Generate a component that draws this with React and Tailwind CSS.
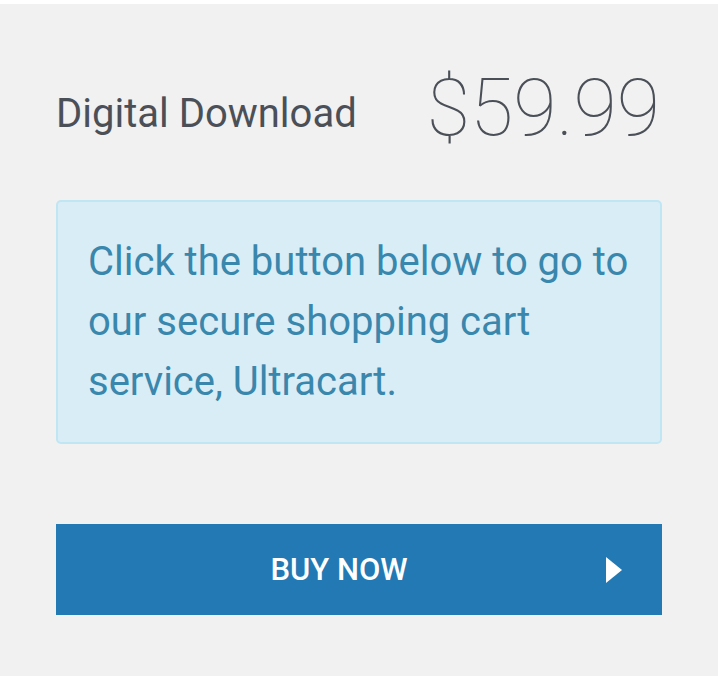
import React from 'react';

const PlayArrow = () => (
  <svg width="16" height="26" viewBox="0 0 16 26" className="shrink-0">
    <polygon points="0,0 16,13 0,26" fill="#ffffff" />
  </svg>
);

const App = () => {
  return (
    <div className="min-h-screen bg-white pt-1 font-['Roboto',sans-serif]">
      <div className="bg-[#f1f1f1] min-h-[672px] px-[56px] pt-[65px] pb-[60px]">
        {/* Title + price */}
        <div className="flex items-start justify-between">
          <h2 className="mt-[25px] text-[40px] leading-none font-normal text-[#4b5058]">Digital Download</h2>
          <div className="mr-[2px] text-[79px] leading-none font-thin text-[#4b5058]">$59.99</div>
        </div>

        {/* Info box */}
        <div className="mt-[52px] rounded-[5px] border-2 border-[#bfe6f2] bg-[#d9edf7] p-[30px]">
          <p className="text-[40px] leading-[60px] text-[#3a87ad]">
            Click the button below to go to our secure shopping cart service, Ultracart.
          </p>
        </div>

        {/* Buy button */}
        <button className="mt-[80px] flex h-[91px] w-full items-center bg-[#2279b3] pl-4 pr-[40px] text-white">
          <span className="flex-1 text-center text-[31px] font-medium leading-none">BUY NOW</span>
          <PlayArrow />
        </button>
      </div>
    </div>
  );
};

export default App;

------------------------------------------------

What is needed: Write out every line above exactly as it is, leaving out the pictures.

Written answer:
Generate a component that draws this with React and Tailwind CSS.
import React from 'react';

const PlayArrow = () => (
  <svg width="16" height="26" viewBox="0 0 16 26" className="shrink-0">
    <polygon points="0,0 16,13 0,26" fill="#ffffff" />
  </svg>
);

const App = () => {
  return (
    <div className="min-h-screen bg-white pt-1 font-['Roboto',sans-serif]">
      <div className="bg-[#f1f1f1] min-h-[672px] px-[56px] pt-[65px] pb-[60px]">
        {/* Title + price */}
        <div className="flex items-start justify-between">
          <h2 className="mt-[25px] text-[40px] leading-none font-normal text-[#4b5058]">Digital Download</h2>
          <div className="mr-[2px] text-[79px] leading-none font-thin text-[#4b5058]">$59.99</div>
        </div>

        {/* Info box */}
        <div className="mt-[52px] rounded-[5px] border-2 border-[#bfe6f2] bg-[#d9edf7] p-[30px]">
          <p className="text-[40px] leading-[60px] text-[#3a87ad]">
            Click the button below to go to our secure shopping cart service, Ultracart.
          </p>
        </div>

        {/* Buy button */}
        <button className="mt-[80px] flex h-[91px] w-full items-center bg-[#2279b3] pl-4 pr-[40px] text-white">
          <span className="flex-1 text-center text-[31px] font-medium leading-none">BUY NOW</span>
          <PlayArrow />
        </button>
      </div>
    </div>
  );
};

export default App;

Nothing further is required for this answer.